--- start ---

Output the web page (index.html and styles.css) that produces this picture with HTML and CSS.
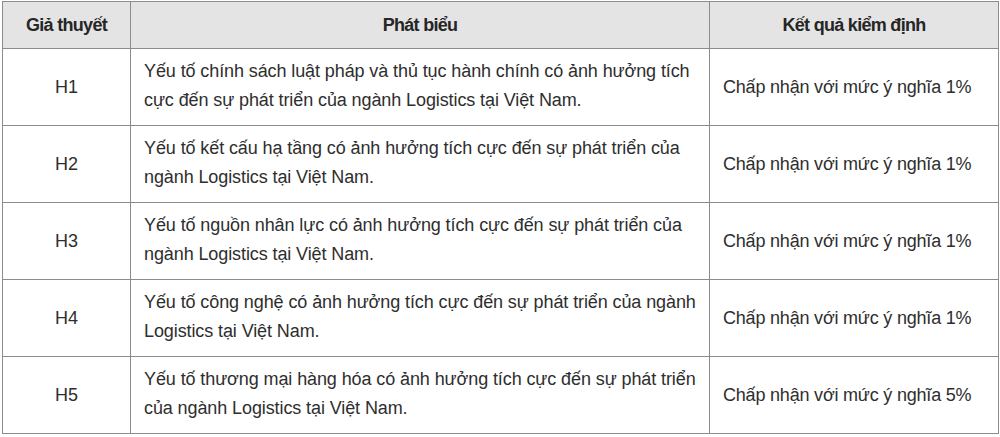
FILE: index.html
```html
<!DOCTYPE html>
<html lang="vi">
<head>
<meta charset="utf-8">
<link rel="stylesheet" href="styles.css">
</head>
<body>
<table class="tbl">
  <colgroup>
    <col class="c1"><col class="c2"><col class="c3">
  </colgroup>
  <thead>
    <tr>
      <th>Giả thuyết</th>
      <th>Phát biểu</th>
      <th>Kết quả kiểm định</th>
    </tr>
  </thead>
  <tbody>
    <tr>
      <td class="id">H1</td>
      <td class="txt">Yếu tố chính sách luật pháp và thủ tục hành chính có ảnh hưởng tích<br>cực đến sự phát triển của ngành Logistics tại Việt Nam.</td>
      <td class="res">Chấp nhận với mức ý nghĩa 1%</td>
    </tr>
    <tr>
      <td class="id">H2</td>
      <td class="txt">Yếu tố kết cấu hạ tầng có ảnh hưởng tích cực đến sự phát triển của<br>ngành Logistics tại Việt Nam.</td>
      <td class="res">Chấp nhận với mức ý nghĩa 1%</td>
    </tr>
    <tr>
      <td class="id">H3</td>
      <td class="txt">Yếu tố nguồn nhân lực có ảnh hưởng tích cực đến sự phát triển của<br>ngành Logistics tại Việt Nam.</td>
      <td class="res">Chấp nhận với mức ý nghĩa 1%</td>
    </tr>
    <tr>
      <td class="id">H4</td>
      <td class="txt">Yếu tố công nghệ có ảnh hưởng tích cực đến sự phát triển của ngành<br>Logistics tại Việt Nam.</td>
      <td class="res">Chấp nhận với mức ý nghĩa 1%</td>
    </tr>
    <tr>
      <td class="id">H5</td>
      <td class="txt">Yếu tố thương mại hàng hóa có ảnh hưởng tích cực đến sự phát triển<br>của ngành Logistics tại Việt Nam.</td>
      <td class="res">Chấp nhận với mức ý nghĩa 5%</td>
    </tr>
  </tbody>
</table>
</body>
</html>
```
FILE: styles.css
```css
html, body {
  margin: 0;
  padding: 0;
  background: #ffffff;
}
body {
  padding: 1px 0 0 2px;
  font-family: "Liberation Sans", Arial, sans-serif;
  color: #2e2e2e;
}
.tbl {
  border-collapse: collapse;
  table-layout: fixed;
  width: 996px;
  font-size: 18px;
}
.c1 { width: 128px; }
.c2 { width: 579px; }
.c3 { width: 289px; }
.tbl th,
.tbl td {
  border: 1px solid #8c8c8c;
  padding: 0;
}
.tbl th {
  height: 46px;
  background: #e4e4e4;
  font-weight: bold;
  letter-spacing: -0.7px;
  color: #262626;
  text-align: center;
}
.tbl td {
  height: 73px;
  line-height: 29px;
}
.tbl .id {
  text-align: center;
}
.tbl .txt {
  padding: 0 0 3px 13px;
  white-space: nowrap;
  letter-spacing: -0.1px;
}
.tbl .res {
  padding: 0 0 0 13px;
  letter-spacing: -0.2px;
  white-space: nowrap;
}
```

--- end ---

• [Work to complete]:
Give an exact reproduction of every line, leaving out any picture.

• [Final result]:
Output the web page (index.html and styles.css) that produces this picture with HTML and CSS.
FILE: index.html
```html
<!DOCTYPE html>
<html lang="vi">
<head>
<meta charset="utf-8">
<link rel="stylesheet" href="styles.css">
</head>
<body>
<table class="tbl">
  <colgroup>
    <col class="c1"><col class="c2"><col class="c3">
  </colgroup>
  <thead>
    <tr>
      <th>Giả thuyết</th>
      <th>Phát biểu</th>
      <th>Kết quả kiểm định</th>
    </tr>
  </thead>
  <tbody>
    <tr>
      <td class="id">H1</td>
      <td class="txt">Yếu tố chính sách luật pháp và thủ tục hành chính có ảnh hưởng tích<br>cực đến sự phát triển của ngành Logistics tại Việt Nam.</td>
      <td class="res">Chấp nhận với mức ý nghĩa 1%</td>
    </tr>
    <tr>
      <td class="id">H2</td>
      <td class="txt">Yếu tố kết cấu hạ tầng có ảnh hưởng tích cực đến sự phát triển của<br>ngành Logistics tại Việt Nam.</td>
      <td class="res">Chấp nhận với mức ý nghĩa 1%</td>
    </tr>
    <tr>
      <td class="id">H3</td>
      <td class="txt">Yếu tố nguồn nhân lực có ảnh hưởng tích cực đến sự phát triển của<br>ngành Logistics tại Việt Nam.</td>
      <td class="res">Chấp nhận với mức ý nghĩa 1%</td>
    </tr>
    <tr>
      <td class="id">H4</td>
      <td class="txt">Yếu tố công nghệ có ảnh hưởng tích cực đến sự phát triển của ngành<br>Logistics tại Việt Nam.</td>
      <td class="res">Chấp nhận với mức ý nghĩa 1%</td>
    </tr>
    <tr>
      <td class="id">H5</td>
      <td class="txt">Yếu tố thương mại hàng hóa có ảnh hưởng tích cực đến sự phát triển<br>của ngành Logistics tại Việt Nam.</td>
      <td class="res">Chấp nhận với mức ý nghĩa 5%</td>
    </tr>
  </tbody>
</table>
</body>
</html>
```
FILE: styles.css
```css
html, body {
  margin: 0;
  padding: 0;
  background: #ffffff;
}
body {
  padding: 1px 0 0 2px;
  font-family: "Liberation Sans", Arial, sans-serif;
  color: #2e2e2e;
}
.tbl {
  border-collapse: collapse;
  table-layout: fixed;
  width: 996px;
  font-size: 18px;
}
.c1 { width: 128px; }
.c2 { width: 579px; }
.c3 { width: 289px; }
.tbl th,
.tbl td {
  border: 1px solid #8c8c8c;
  padding: 0;
}
.tbl th {
  height: 46px;
  background: #e4e4e4;
  font-weight: bold;
  letter-spacing: -0.7px;
  color: #262626;
  text-align: center;
}
.tbl td {
  height: 73px;
  line-height: 29px;
}
.tbl .id {
  text-align: center;
}
.tbl .txt {
  padding: 0 0 3px 13px;
  white-space: nowrap;
  letter-spacing: -0.1px;
}
.tbl .res {
  padding: 0 0 0 13px;
  letter-spacing: -0.2px;
  white-space: nowrap;
}
```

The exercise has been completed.